Real After All

A friend of mine once insisted that people who who publish by other means than with a nationally recognized publisher aren’t really writers. His publisher is nationally recognized, and he is, by this definition, a real writer, and very successful. Small presses with limited distribution and small print runs are suspect. Vanity publishing isn’t really publishing, and doesn’t count by anybody’s definition. It is self-publishing which made my friend angry.

I can understand that. There is so much mediocre, poor, bad, and garbage writing out there, writing which has not been vetted by a professional editor, that it can be difficult to find something worth reading. There is, of course, bad writing and storytelling put out by traditional publishers too.

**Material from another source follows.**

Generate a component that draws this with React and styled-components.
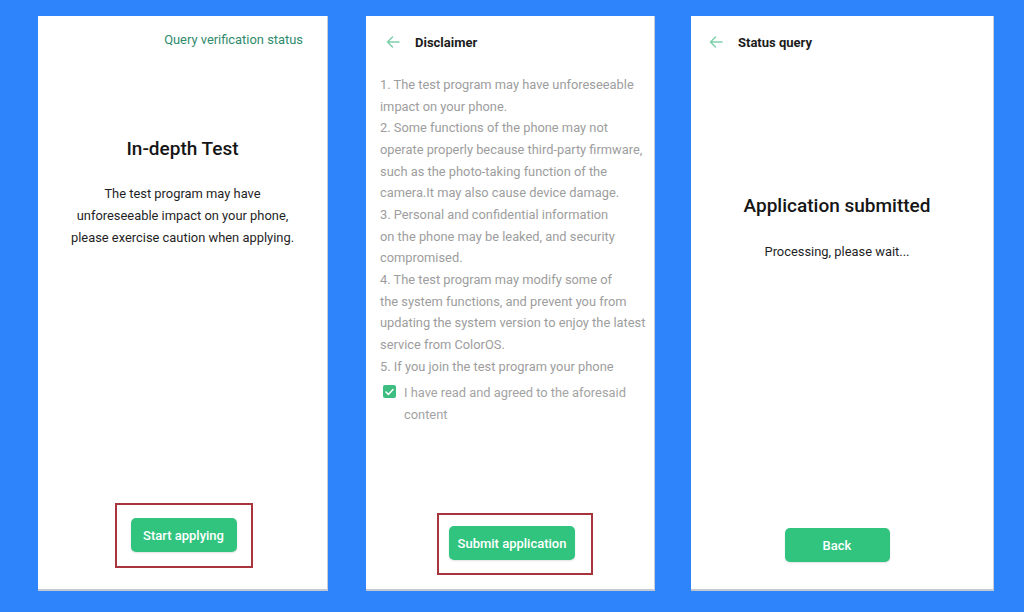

But think think about it. If traditional sales by traditional means are the only definition of being a writer, or poet, or artist, so many who are recognized today aren’t, “really,” what we think they are.

Emily Dickinson can hardly be thought a poet, as fewer than a dozen of her more than 1,800 poems, were published in her lifetime. We don’t think of her as being just a recluse and dilettante. Franz Kafka certainly couldn’t be considered a story writer, per se, since he instructed his literary executor to destroy all his work — which, fortunately, he didn’t do. Van Gogh sold only one painting during his life, so you couldn’t really call him a painter. 

Which is silly, because they really are those things, aren’t they. And so are the rest of us.